An approach that limits the loss of privacy would be for a user agent to omit the sending of Accept-Language headers by default, and to ask the user whether or not to start sending Accept-Language headers to a server if it detects, by looking for any Vary response-header fields generated by the server, that such sending could improve the quality of service.

Elaborate user-customized accept header fields sent in every request, in particular if these include quality values, can be used by servers as relatively reliable and long-lived user identifiers. Such user identifiers would allow content providers to do click-trail tracking, and would allow collaborating content providers to match cross-server click-trails or form submissions of individual users. Note that for many users not behind a proxy, the network address of the host running the user agent will also serve as a long-lived user identifier. In environments where proxies are used to enhance privacy, user agents ought to be conservative in offering accept header configuration options to end users. As an extreme privacy measure, proxies could filter the accept headers in relayed requests. General purpose user agents which provide a high degree of header configurability SHOULD warn users about the loss of privacy which can be involved.

15.2 Attacks Based On File and Path Names

Implementations of HTTP origin servers SHOULD be careful to restrict the documents returned by HTTP requests to be only those that were intended by the server administrators. If an HTTP server translates HTTP URIs directly into file system calls, the server MUST take special care not to serve files that were not intended to be delivered to HTTP clients. For example, UNIX, Microsoft Windows, and other operating systems use ".." as a path component to indicate a directory level above the current one. On such a system, an HTTP server MUST disallow any such construct in the Request-URI if it would otherwise allow access to a resource outside those intended to be accessible via the HTTP server. Similarly, files intended for reference only internally to the server (such as access control files, configuration files, and script code) MUST be protected from inappropriate retrieval, since they might contain sensitive information. Experience has shown that minor bugs in such HTTP server implementations have turned into security risks.

15.3 DNS Spoofing

Clients using HTTP rely heavily on the Domain Name Service, and are thus generally prone to security attacks based on the deliberate mis-association of IP addresses and DNS names. Clients need to be cautious in assuming the continuing validity of an IP number/DNS name association.

In particular, HTTP clients SHOULD rely on their name resolver for confirmation of an IP number/DNS name association, rather than caching the result of previous host name lookups.
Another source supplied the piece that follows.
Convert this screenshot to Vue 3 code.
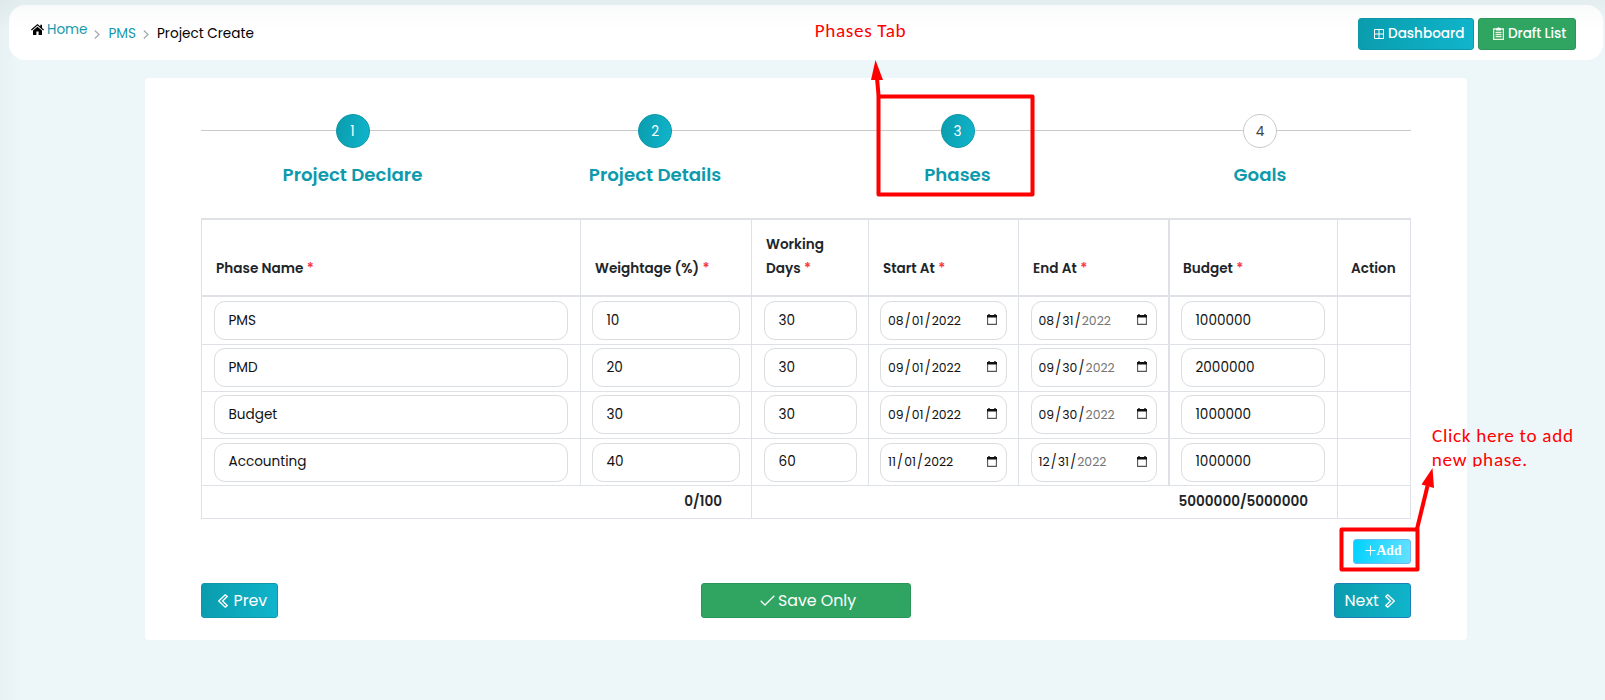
<script setup>
const steps = [
  { no: 1, title: 'Project Declare', done: true },
  { no: 2, title: 'Project Details', done: true },
  { no: 3, title: 'Phases', done: true },
  { no: 4, title: 'Goals', done: false },
]

const columns = [
  { lines: ['Phase Name'], required: true },
  { lines: ['Weightage (%)'], required: true },
  { lines: ['Working', 'Days'], required: true },
  { lines: ['Start At'], required: true },
  { lines: ['End At'], required: true },
  { lines: ['Budget'], required: true },
  { lines: ['Action'], required: false },
]

const phases = [
  { name: 'PMS', weight: '10', days: '30', start: ['08', '01', '2022'], end: ['08', '31', '2022'], budget: '1000000' },
  { name: 'PMD', weight: '20', days: '30', start: ['09', '01', '2022'], end: ['09', '30', '2022'], budget: '2000000' },
  { name: 'Budget', weight: '30', days: '30', start: ['09', '01', '2022'], end: ['09', '30', '2022'], budget: '1000000' },
  { name: 'Accounting', weight: '40', days: '60', start: ['11', '01', '2022'], end: ['12', '31', '2022'], budget: '1000000' },
]
</script>

<template>
  <div class="page">
    <header class="topbar">
      <nav class="crumbs">
        <a class="home">
          <svg class="i-home" viewBox="0 0 13 11">
            <path d="M6.5 0 0 5.6l.8.9 5.7-4.9 5.7 4.9.8-.9-2-1.7V.7H9.3v1.7z" />
            <path d="M6.5 2.7 2 6.5V11h3.4V7.6h2.2V11H11V6.5z" />
          </svg>
          <span class="home-text">Home</span>
        </a>
        <svg class="i-sep s1" viewBox="0 0 6 9"><path d="M.8.6 5 4.5.8 8.4" /></svg>
        <a class="pms">PMS</a>
        <svg class="i-sep" viewBox="0 0 6 9"><path d="M.8.6 5 4.5.8 8.4" /></svg>
        <span class="current">Project Create</span>
      </nav>
      <div class="actions">
        <button class="btn teal dash">
          <svg class="i-grid" viewBox="0 0 10 10"><path d="M.5.5h9v9h-9zM5 .5v9M.5 5h9" /></svg>
          <span>Dashboard</span>
        </button>
        <button class="btn green draft">
          <svg class="i-clip" viewBox="0 0 11 13">
            <path class="board" d="M.6 2h9.8v10.4H.6z" />
            <path class="fill" d="M3 1.2h1.5a1 1 0 0 1 2 0H8v2.4H3z" />
            <path class="lines" d="M2.5 5.3h6M2.5 7.4h6M2.5 9.5h6" />
          </svg>
          <span>Draft List</span>
        </button>
      </div>
    </header>

    <main class="card">
      <ol class="steps">
        <li v-for="s in steps" :key="s.no" class="step">
          <span class="dot" :class="{ done: s.done }">{{ s.no }}</span>
          <span class="title">{{ s.title }}</span>
        </li>
      </ol>

      <section class="table">
        <div class="row head">
          <div v-for="c in columns" :key="c.lines[0]" class="cell th">
            <div v-for="(line, i) in c.lines" :key="line" class="th-line">
              <span>{{ line }}</span>
              <span v-if="c.required && i === c.lines.length - 1" class="star">*</span>
            </div>
          </div>
        </div>
        <div v-for="p in phases" :key="p.name" class="row body">
          <div class="cell wide"><div class="field">{{ p.name }}</div></div>
          <div class="cell"><div class="field">{{ p.weight }}</div></div>
          <div class="cell left"><div class="field">{{ p.days }}</div></div>
          <div v-for="kind in ['start', 'end']" :key="kind" class="cell" :class="{ left: kind === 'end' }">
            <div class="field date" :class="kind">
              <span>{{ p[kind][0] }}</span><s>/</s><span>{{ p[kind][1] }}</span><s>/</s><span class="year">{{ p[kind][2] }}</span>
              <svg class="i-cal" viewBox="0 0 10 11">
                <path class="box" d="M.6 1.8h8.8v8.6H.6z" />
                <path class="bar" d="M0 1h1.3V0h1.4v1h4.6V0h1.4v1H10v2.6H0z" />
              </svg>
            </div>
          </div>
          <div class="cell budget"><div class="field">{{ p.budget }}</div></div>
          <div class="cell"></div>
        </div>
        <div class="row foot">
          <div class="cell total">0/100</div>
          <div class="cell total">5000000/5000000</div>
          <div class="cell"></div>
        </div>
      </section>

      <div class="addline">
        <button class="add">
          <svg class="i-plus" viewBox="0 0 11 11"><path d="M5.5 .5v10M.5 5.5h10" /></svg>
          <span>Add</span>
        </button>
      </div>

      <div class="footer">
        <button class="btn teal nav prev">
          <svg class="i-chev" viewBox="0 0 10 14"><path d="M7.3.8.8 7l6.5 6.2 1.9-1.7L4.6 7l4.6-4.5z" /></svg>
          <span>Prev</span>
        </button>
        <button class="btn green nav save">
          <svg class="i-check" viewBox="0 0 15 11"><path d="M.7 5.8 5 10 14.3.8" /></svg>
          <span>Save Only</span>
        </button>
        <button class="btn teal nav next">
          <span>Next</span>
          <svg class="i-chev" viewBox="0 0 10 14"><path d="M2.7.8 9.2 7l-6.5 6.2-1.9-1.7L5.4 7 .8 2.5z" /></svg>
        </button>
      </div>
    </main>

    <svg class="notes" viewBox="0 0 1605 700">
      <defs>
        <clipPath id="note-clip"><rect x="1425" y="420" width="170" height="46.7" /></clipPath>
      </defs>
      <text x="814.7" y="37" textLength="91">Phases Tab</text>
      <rect x="878.5" y="96.5" width="154" height="98" />
      <path class="line" d="M878.6 96 877 78" />
      <path class="tip" d="M875.5 60 871 80h12z" />
      <g clip-path="url(#note-clip)">
        <text x="1432" y="442" textLength="141">Click here to add</text>
        <text x="1431.7" y="466" textLength="95.5">new phase.</text>
      </g>
      <rect x="1341.5" y="529.5" width="76" height="40" />
      <path class="line" d="M1417 529 1427.5 486" />
      <path class="tip" d="M1432.5 468 1421.5 484.5 1434 488z" />
    </svg>
  </div>
</template>

<style>
body {
  margin: 0;
  background: #edf6f8;
}
</style>

<style scoped>
.page {
  position: relative;
  box-sizing: border-box;
  width: 1605px;
  height: 700px;
  padding: 5px 2px 0 9px;
  overflow: hidden;
  font-family: Poppins, Inter, "Liberation Sans", sans-serif;
  font-feature-settings: "cv11" 1;
  color: #212529;
  background:
    linear-gradient(90deg, rgba(60, 80, 90, 0.03), rgba(60, 80, 90, 0) 22px),
    linear-gradient(180deg, rgba(60, 80, 90, 0.05) 4px, rgba(60, 80, 90, 0) 30px),
    #edf6f8;
}
svg {
  flex: none;
  display: block;
}
.topbar {
  display: flex;
  justify-content: space-between;
  align-items: center;
  box-sizing: border-box;
  height: 55px;
  padding: 0 27px 0 22px;
  border-radius: 16px;
  background: linear-gradient(180deg, #f8fafa, #fdfdfd 14px, #fff 26px);
}
.crumbs {
  display: flex;
  align-items: center;
  height: 20px;
  font-size: 13.6px;
  color: #149aab;
}
.home {
  display: flex;
  align-items: center;
  width: 57px;
  gap: 3px;
  margin-top: -7px;
}
.home-text {
  margin-top: 2px;
}
.i-home {
  width: 13px;
  height: 11px;
  fill: #000;
}
.i-sep {
  width: 6px;
  height: 9px;
  margin-top: 3px;
  fill: none;
  stroke: #a9adb3;
  stroke-width: 1.4;
}
.s1 {
  margin-left: 6px;
}
.pms {
  width: 34px;
  margin-left: 8.5px;
  margin-top: 2px;
}
.current {
  margin: 2px 0 0 8.5px;
  color: #000;
}
.actions {
  display: flex;
  gap: 4px;
  margin-top: 3px;
}
.btn {
  display: flex;
  align-items: center;
  box-sizing: border-box;
  padding: 0;
  border: 1px solid;
  border-radius: 3px;
  font-family: inherit;
  font-feature-settings: inherit;
  font-weight: 400;
  color: #fff;
}
.teal {
  border-color: #0c98a9;
  background: linear-gradient(100deg, #0a9cad, #10b5cc);
}
.green {
  border-color: #2b9659;
  background: #30a562;
}
.dash,
.draft {
  height: 32px;
  padding-bottom: 1px;
  font-size: 13.6px;
  font-weight: 500;
}
.dash {
  width: 116px;
  padding-left: 15px;
  gap: 4px;
}
.draft {
  width: 98px;
  padding-left: 14px;
  gap: 4px;
  letter-spacing: -0.1px;
}
.i-grid {
  width: 10px;
  height: 10px;
  fill: none;
  stroke: #fff;
  stroke-width: 1;
}
.i-clip {
  width: 11px;
  height: 13px;
}
.i-clip .board,
.i-clip .lines {
  fill: none;
  stroke: #e9f6dd;
  stroke-width: 1.3;
}
.i-clip .fill {
  fill: #fff;
}
.card {
  box-sizing: border-box;
  width: 1322px;
  height: 562px;
  margin: 18px 0 0 136px;
  padding: 36px 56px 0;
  border-radius: 4px;
  background: #fff;
}
.steps {
  display: flex;
  height: 104px;
  margin: 0;
  padding: 0;
  list-style: none;
  background: linear-gradient(#c9c9c9, #c9c9c9) 0 16px / 100% 1px no-repeat;
}
.step {
  flex: 1;
  display: flex;
  flex-direction: column;
  align-items: center;
}
.dot {
  box-sizing: border-box;
  width: 34px;
  height: 34px;
  margin-left: 0.6px;
  border: 1px solid #c9c9c9;
  border-radius: 50%;
  background: #fff;
  font-size: 13.6px;
  line-height: 33px;
  text-align: center;
  color: #444;
}
.dot.done {
  border-color: #0c98a9;
  background: linear-gradient(100deg, #0a9cad, #10b5cc);
  color: #fff;
}
.title {
  margin: 14px 0 0 0.5px;
  font-size: 18.2px;
  font-weight: 600;
  line-height: 26px;
  color: #0c9aac;
}
.table {
  border-top: 2px solid #dee2e6;
}
.row {
  display: grid;
  grid-template-columns: 379px 171px 117px 150px 150px 169px 74px;
  box-sizing: border-box;
  border-right: 1px solid #dee2e6;
  border-bottom: 1px solid #dee2e6;
}
.cell {
  box-sizing: border-box;
  padding: 3px 11px 0;
  border-left: 1px solid #dee2e6;
}
.head {
  height: 77px;
  border-bottom-width: 2px;
}
.head .cell:nth-child(6),
.budget {
  border-left-width: 2px;
}
.th {
  display: flex;
  flex-direction: column;
  justify-content: flex-end;
  padding: 0 10px 14px 14px;
  font-size: 13.6px;
  font-weight: 600;
  line-height: 24px;
}
.th:nth-child(n + 6) {
  padding-left: 13px;
}
.th-line {
  display: flex;
  gap: 3.5px;
  white-space: nowrap;
}
.star {
  color: #f93a3a;
}
.body {
  height: 47px;
}
.body:nth-child(2) {
  height: 48px;
}
.body:nth-child(2) .cell,
.body:nth-child(5) .cell {
  padding-top: 4px;
}
.body .left {
  padding-left: 12px;
}
.wide {
  padding-left: 12px;
  padding-right: 12px;
}
.budget {
  padding-right: 12px;
}
.field {
  box-sizing: border-box;
  height: 39px;
  padding-left: 13.5px;
  border: 1px solid #dadcde;
  border-radius: 11px;
  font-size: 13.6px;
  line-height: 38px;
  color: #111;
}
.body:nth-child(5) .field {
  line-height: 36px;
}
.date {
  display: flex;
  padding: 0 9px 0 7px;
  font-size: 12.4px;
}
.date s {
  width: 8.2px;
  text-align: center;
  text-decoration: none;
  transform: scaleY(1.15);
}
.date.end {
  padding-left: 6.5px;
}
.end .year {
  color: #757575;
}
.i-cal {
  align-self: center;
  width: 10px;
  height: 11px;
  margin: 0 0 2px auto;
}
.i-cal .box {
  fill: none;
  stroke: #555;
  stroke-width: 1.1;
}
.i-cal .bar {
  fill: #111;
}
.foot {
  grid-template-columns: 550px 586px 74px;
  height: 33px;
}
.total {
  padding: 0 29px 0 0;
  font-size: 13.6px;
  font-weight: 600;
  line-height: 32px;
  text-align: right;
}
.addline {
  display: flex;
  justify-content: flex-end;
  margin-top: 20px;
}
.add {
  display: flex;
  align-items: center;
  gap: 1px;
  box-sizing: border-box;
  width: 58px;
  height: 25px;
  padding: 0 0 2px 10.5px;
  border: 1px solid #6cb8f0;
  border-radius: 3px;
  background: linear-gradient(100deg, #00d2ff, #66e0ff);
  font: bold 13.6px "Liberation Serif", serif;
  color: #fff;
}
.i-plus {
  width: 11px;
  height: 11px;
  fill: none;
  stroke: #fff;
  stroke-width: 1;
}
.footer {
  display: flex;
  justify-content: space-between;
  margin-top: 19px;
}
.nav {
  height: 35px;
  font-size: 15.8px;
}
.prev {
  width: 77px;
  padding-left: 16px;
  gap: 5.5px;
}
.save {
  width: 210px;
  padding-left: 58px;
  gap: 3px;
}
.next {
  width: 77px;
  padding-left: 9.5px;
  gap: 6.5px;
  border-color: #1c7fb5;
}
.i-chev {
  width: 10px;
  height: 14px;
  fill: none;
  stroke: #fff;
  stroke-width: 1.3;
}
.i-check {
  width: 15px;
  height: 11px;
  fill: none;
  stroke: #fff;
  stroke-width: 1.3;
}
.notes {
  position: absolute;
  left: 0;
  top: 0;
  width: 1605px;
  height: 700px;
  pointer-events: none;
}
.notes text {
  fill: #f00;
  font-family: Carlito, Calibri, "Open Sans", sans-serif;
  font-size: 19.2px;
}
.notes rect {
  fill: none;
  stroke: #f00;
  stroke-width: 4;
  stroke-linejoin: round;
}
.notes .line {
  stroke: #f00;
  stroke-width: 4;
}
.notes .tip {
  fill: #f00;
}
</style>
Many platforms already can cache host name lookups locally when appropriate, and they SHOULD be configured to do so. It is proper for these lookups to be cached, however, only when the TTL (Time To Live) information reported by the name server makes it likely that the cached information will remain useful.

If HTTP clients cache the results of host name lookups in order to achieve a performance improvement, they MUST observe the TTL information reported by DNS.

If HTTP clients do not observe this rule, they could be spoofed when a previously-accessed server's IP address changes. As network renumbering is expected to become increasingly common [24], the possibility of this form of attack will grow. Observing this requirement thus reduces this potential security vulnerability.

This requirement also improves the load-balancing behavior of clients for replicated servers using the same DNS name and reduces the likelihood of a user's experiencing failure in accessing sites which use that strategy.

15.4 Location Headers and Spoofing

If a single server supports multiple organizations that do not trust one another, then it MUST check the values of Location and Content- Location headers in responses that are generated under control of said organizations to make sure that they do not attempt to invalidate resources over which they have no authority.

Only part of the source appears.